An example config.cfg
could look something like this:
[paths]
train = "corpus/train.spacy"
dev = "corpus/dev.spacy"
vectors = null
vocab_data = null
init_tok2vec = null
[system]
seed = 0
gpu_allocator = null
[nlp]
lang = "custon_en"
pipeline = ["tok2vec","tagger","morphologizer","parser","ner", "senter"]
batch_size = 256
disabled = []
before_creation = null
after_creation = null
after_pipeline_creation = null
tokenizer = {"@tokenizers":"spacy.Tokenizer.v1"}
[components]
[components.tok2vec]
factory = "tok2vec"
[components.tok2vec.model]
@architectures = "spacy.Tok2Vec.v2"
[components.tok2vec.model.embed]
@architectures = "spacy.MultiHashEmbed.v2"
width = ${components.tok2vec.model.encode.width}
attrs = ["NORM","PREFIX","SUFFIX","SHAPE", "LEMMA"]
rows = [5000,2500,2500,2500,2500]
include_static_vectors = false
[components.tok2vec.model.encode]
@architectures = "spacy.MaxoutWindowEncoder.v2"
width = 96
depth = 4
window_size = 1
maxout_pieces = 3
...
As a starting point spaCy provides a widget for creating a default.cfg. Also their extensive documentation on architectures and hyper-parameters helps a lot in defining each component.
In the beginning the project.yaml
can be created by using a provided template
and then add our custom commands as the project goes along.
python -m spacy project clone pipelines/tagger_parser_ud
5. Training data
In reality training data is messy and incomplete. All machine learning engineers
know that here lies the heart of each trained model. This article tries to give
a glimpse into spaCy's training process, so we cheat and take a complete labeled
dataset from the
Universal Treebank.
We can use a helper function to convert these .conllu
files into a trainable
format.
In the project.yaml
:
vars:
config: 'default'
lang: 'custon_en'
treebank: 'UD_English-EWT'
commands:
- name: preprocess
help: "Convert the data to spaCy's format or unzip"
script:
- 'mkdir -p corpus/${vars.norne}'
- 'python -m spacy convert
assets/${vars.treebank}/ud/nno/${vars.train_name}.conllu
corpus/${vars.treebank}/ --converter conllu --n-sents 10
--merge-subtokens'
6. Training
Using spacy project we can run:
python -m spacy project run train
and immediately start seeing losses and accuracies per epochs:
Running command: /Users/nico/Dev/custom_en/.venv/bin/python -m spacy train configs/default.cfg --output training/custom_en --gpu-id -1 --paths.train corpus/train.spacy --paths.dev corpus/dev.spacy --code ./custom_en/loader.py
ℹ Saving to output directory: training/custom_en
ℹ Using CPU
=========================== Initializing pipeline ===========================
[2021-09-08 09:24:54,019] [INFO] Set up nlp object from config
[2021-09-08 09:24:54,037] [INFO] Pipeline: ["tok2vec","tagger","morphologizer","parser","ner", "senter"]
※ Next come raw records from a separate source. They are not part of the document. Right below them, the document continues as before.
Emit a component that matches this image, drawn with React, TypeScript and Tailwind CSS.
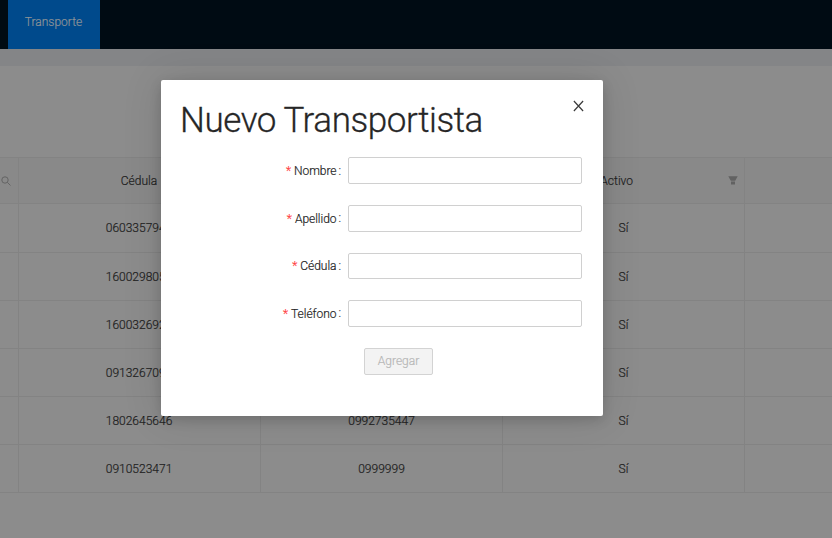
import React from "react";

type Row = { cedula: string; telefono: string };

const rows: Row[] = [
  { cedula: "0603357940", telefono: "" },
  { cedula: "1600298050", telefono: "" },
  { cedula: "1600326920", telefono: "" },
  { cedula: "0913267090", telefono: "" },
  { cedula: "1802645646", telefono: "0992735447" },
  { cedula: "0910523471", telefono: "0999999" },
];

const fields = [
  { label: "Nombre", box: "h-[27px] mb-[21px]", colon: "" },
  { label: "Apellido", box: "h-[27px] mb-[21px]", colon: "pb-[2px]" },
  { label: "Cédula", box: "h-[26px] mb-[21px]", colon: "" },
  { label: "Teléfono", box: "h-[27px] mb-[21px]", colon: "pb-[2px]" },
];

const columns = "grid grid-cols-[19px_242px_242px_242px_1fr]";
const cell = "flex items-center justify-center border-b border-[#838383]";
const divided = "border-r";

function SearchIcon() {
  return (
    <svg width="10" height="10" viewBox="0 0 10 10" fill="none" stroke="#646464" strokeWidth="1">
      <circle cx="4" cy="4" r="3.2" />
      <path d="M6.3 6.3 9.5 9.5" />
    </svg>
  );
}

function FilterIcon() {
  return (
    <svg width="10" height="9" viewBox="0 0 10 9" fill="#626262">
      <path d="M.3.3h9.4L7.2 4.8H2.8zM3 5.4h4V8.5H3z" />
    </svg>
  );
}

function Table() {
  return (
    <div className="mt-[91px] border-t border-[#838383]">
      <div className={`${columns} h-[46px] bg-[#898989]`}>
        <div className={`${cell} ${divided} justify-end pr-[7px]`}>
          <SearchIcon />
        </div>
        <div className={`${cell} ${divided} pr-[1px]`}>Cédula</div>
        <div className={`${cell} ${divided}`}>Teléfono</div>
        <div className={`${cell} ${divided} pr-[6px]`}>
          <span className="ml-auto mr-[95px]">Activo</span>
          <FilterIcon />
        </div>
        <div className={cell} />
      </div>
      {rows.map((r, i) => (
        <div key={r.cedula} className={`${columns} ${i === 0 ? "h-[49px]" : "h-[48px]"}`}>
          <div className={`${cell} ${divided}`} />
          <div className={`${cell} ${divided} pr-[1px]`}>{r.cedula}</div>
          <div className={`${cell} ${divided}`}>{r.telefono}</div>
          <div className={`${cell} ${divided}`}>Sí</div>
          <div className={cell} />
        </div>
      ))}
    </div>
  );
}

function Modal() {
  return (
    <div className="absolute left-[161px] top-[80px] h-[336px] w-[442px] rounded-[2px] bg-white px-[19px] pt-[18px] text-[#262626] shadow-[0_4px_12px_rgba(0,0,0,0.15),0_0_40px_rgba(0,0,0,0.12)]">
      <button className="absolute right-[19px] top-[20px]" aria-label="Close">
        <svg width="11" height="12" viewBox="0 0 11 12" fill="none" stroke="#3a3a3a" strokeWidth="1.2">
          <path d="M.9 1 10.1 11M10.1 1 .9 11" />
        </svg>
      </button>
      <h1 className="h-[59px] whitespace-nowrap text-[35px] font-light leading-[46px] tracking-[-0.43px] [-webkit-text-stroke:0.3px]">Nuevo Transportista</h1>
      <form>
        {fields.map((f) => (
          <div key={f.label} className={`flex items-center ${f.box}`}>
            <label className="flex w-[161px] items-center justify-end">
              <span className="mr-[3px] text-[#ff3a3d]">*</span>
              <span className="tracking-[-0.04px]">{f.label}</span>
              <span className={`ml-[2px] text-[#4a4a4a] ${f.colon}`}>:</span>
            </label>
            <input className="ml-[7px] h-full w-[234px] rounded-[2px] border border-[#d0d0d0] bg-white outline-none" />
          </div>
        ))}
        <button
          disabled
          className="ml-[184px] flex h-[27px] w-[69px] items-center justify-center rounded-[2px] border border-[#d3d3d3] bg-[#f3f3f3] pb-[2px] text-[#b8b8b8]"
        >
          Agregar
        </button>
      </form>
    </div>
  );
}

export default function App() {
  return (
    <div className="relative h-[538px] w-[832px] overflow-hidden bg-[#8c8c8c] font-['Roboto',sans-serif] text-[12px] font-light leading-[18px] text-[#1f1f1f] [-webkit-text-stroke:0.2px]">
      <header className="flex h-[49px] bg-[#000b13] pl-[8px]">
        <div className="flex w-[92px] items-center justify-center bg-[#004a8c] pb-[5px] pr-[1px] text-[#8c9297]">
          Transporte
        </div>
      </header>
      <div className="h-[17px] bg-[#848587]" />
      <Table />
      <Modal />
    </div>
  );
}
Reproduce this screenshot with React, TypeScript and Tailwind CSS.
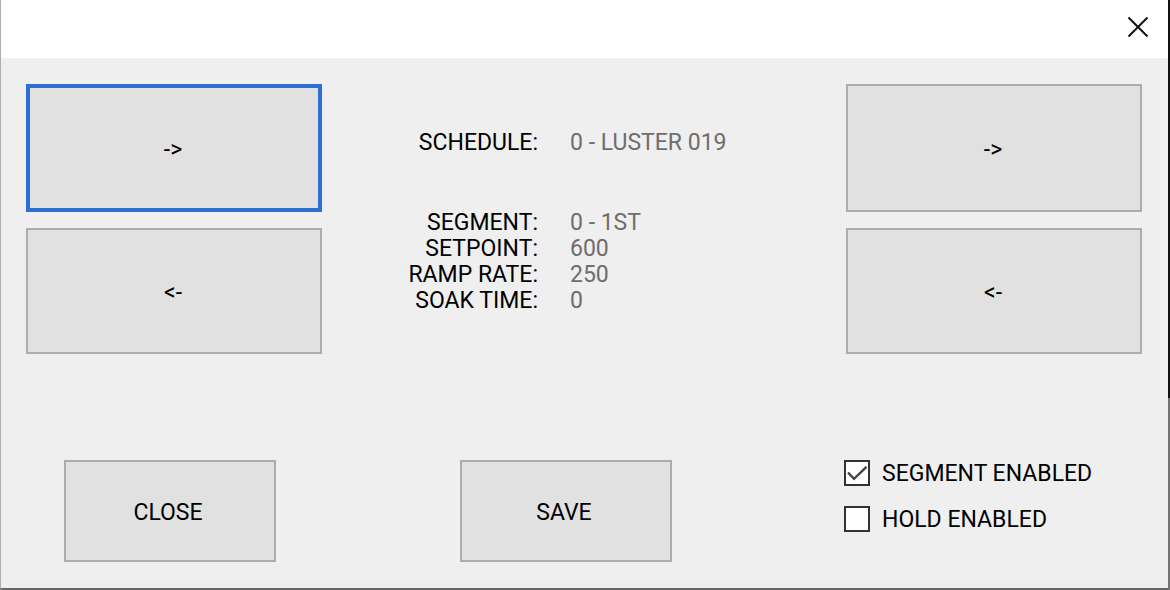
import { useState } from "react";

type StepButtonProps = {
  label: string;
  text: string;
  active?: boolean;
};

function StepButton({ label, text, active = false }: StepButtonProps) {
  return (
    <button
      type="button"
      aria-label={label}
      className={
        active
          ? "w-full border-4 border-[#2d6fd2] bg-[#e1e1e1] pt-1 pr-0.5"
          : "w-full border-2 border-[#adadad] bg-[#e1e1e1] pt-1 pr-0.5"
      }
    >
      {text}
    </button>
  );
}

function ActionButton({ text }: { text: string }) {
  return (
    <button
      type="button"
      className="h-[102px] w-[212px] border-2 border-[#adadad] bg-[#e1e1e1] pt-1 pr-1"
    >
      {text}
    </button>
  );
}

type CheckProps = {
  id: string;
  label: string;
  checked: boolean;
  onChange: (value: boolean) => void;
};

function Check({ id, label, checked, onChange }: CheckProps) {
  return (
    <div className="flex h-[26px] items-center gap-3">
      <span className="grid size-[26px] shrink-0">
        <input
          id={id}
          type="checkbox"
          checked={checked}
          onChange={(e) => onChange(e.target.checked)}
          className="col-start-1 row-start-1 size-[26px] appearance-none border-2 border-[#333333] bg-white"
        />
        {checked && (
          <svg
            viewBox="0 0 26 26"
            className="pointer-events-none col-start-1 row-start-1 size-[26px]"
            fill="none"
            stroke="#444444"
            strokeWidth="2.4"
            aria-hidden="true"
          >
            <path d="M4 12.5 L10 18.8 L22.5 6.8" />
          </svg>
        )}
      </span>
      <label htmlFor={id} className="pt-0.5 whitespace-nowrap">
        {label}
      </label>
    </div>
  );
}

const segmentRows = [
  ["SEGMENT:", "0 - 1ST"],
  ["SETPOINT:", "600"],
  ["RAMP RATE:", "250"],
  ["SOAK TIME:", "0"],
];

export default function App() {
  const [segment, setSegment] = useState(true);
  const [hold, setHold] = useState(false);

  return (
    <div className="flex min-h-screen bg-[linear-gradient(to_bottom,#111111_398px,#737373_398px)] pr-[2px] font-[Roboto,sans-serif] text-[23px] leading-[26px] text-black">
      <div className="flex grow flex-col border-b-2 border-l border-b-[#666666] border-l-[#adadad] bg-[#efefef]">
        <header className="flex h-[58px] items-center justify-end bg-white pr-[19px] pb-1">
          <button type="button" aria-label="Close window">
            <svg viewBox="0 0 22 22" className="size-[22px]" stroke="#111111" strokeWidth="2" aria-hidden="true">
              <path d="M1.5 1.5 L20.5 20.5 M20.5 1.5 L1.5 20.5" />
            </svg>
          </button>
        </header>
        <main className="flex grow flex-col justify-between pt-[26px] pr-[26px] pb-[26px] pl-[25px]">
          <div className="grid grid-cols-[296px_1fr_296px]">
            <div className="grid grid-rows-[128px_126px] gap-4">
              <StepButton label="Next schedule" text="->" active />
              <StepButton label="Previous schedule" text="<-" />
            </div>
            <dl className="grid grid-cols-[216px_1fr] content-start gap-x-8 pt-[46px]">
              <dt className="pb-[54px] text-right">SCHEDULE:</dt>
              <dd className="text-[#6d6d6d]">0 - LUSTER 019</dd>
              {segmentRows.map(([name, value]) => (
                <div key={name} className="col-span-2 grid grid-cols-subgrid">
                  <dt className="text-right">{name}</dt>
                  <dd className="text-[#6d6d6d]">{value}</dd>
                </div>
              ))}
            </dl>
            <div className="grid grid-rows-[128px_126px] gap-4">
              <StepButton label="Next segment" text="->" />
              <StepButton label="Previous segment" text="<-" />
            </div>
          </div>
          <div className="grid grid-cols-[396fr_384fr_298fr] pl-[38px]">
            <ActionButton text="CLOSE" />
            <ActionButton text="SAVE" />
            <div className="flex flex-col gap-5">
              <Check id="segment-enabled" label="SEGMENT ENABLED" checked={segment} onChange={setSegment} />
              <Check id="hold-enabled" label="HOLD ENABLED" checked={hold} onChange={setHold} />
            </div>
          </div>
        </main>
      </div>
    </div>
  );
}
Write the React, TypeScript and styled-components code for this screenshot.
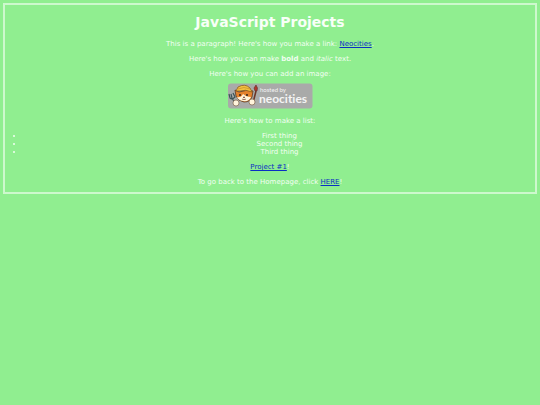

[2021-09-08 09:24:55,612] [INFO] Created vocabulary
[2021-09-08 09:25:26,151] [INFO] Finished initializing nlp object
[2021-09-08 09:26:06,812] [INFO] Initialized pipeline components: ["tok2vec","tagger","morphologizer","parser","ner", "senter"]
✔ Initialized pipeline
============================= Training pipeline =============================
ℹ Pipeline: ["tok2vec","tagger","morphologizer","parser","ner", "senter"]
ℹ Initial learn rate: 0.001
E # LOSS TOK2VEC LOSS TAGGER LOSS MORPH... LOSS PARSER LOSS NER LOSS SENTER TAG_ACC POS_ACC MORPH_ACC DEP_UAS DEP_LAS SENTS_F ENTS_F ENTS_P ENTS_R LEMMA_ACC SCORE
--- ------ ------------ ----------- ------------- ----------- -------- ----------- ------- ------- --------- ------- ------- ------- ------ ------ ------ --------- ------
0 0 0.00 175.06 184.99 361.41 97.53 93.00 30.69 28.60 25.11 18.29 7.28 0.30 0.00 0.00 0.00 59.07 0.25
0 1000 27032.84 31342.60 54016.47 104942.62 10414.39 3219.51 93.91 93.
...
Notice that we use the --code
flag to read in our custom language class and
make it available during the training process. After training package the model
and start using it.
This is just the glimpse of the many capabilities of spaCy, we didn't start talking about loading pre-trained vectors or developing custom components. Nonetheless this article has turned into a love letter to spacy. The library is so well written and documented that it is a blast to use it during development. Every aspect of machine learning is though after and tightly integrated into their architecture.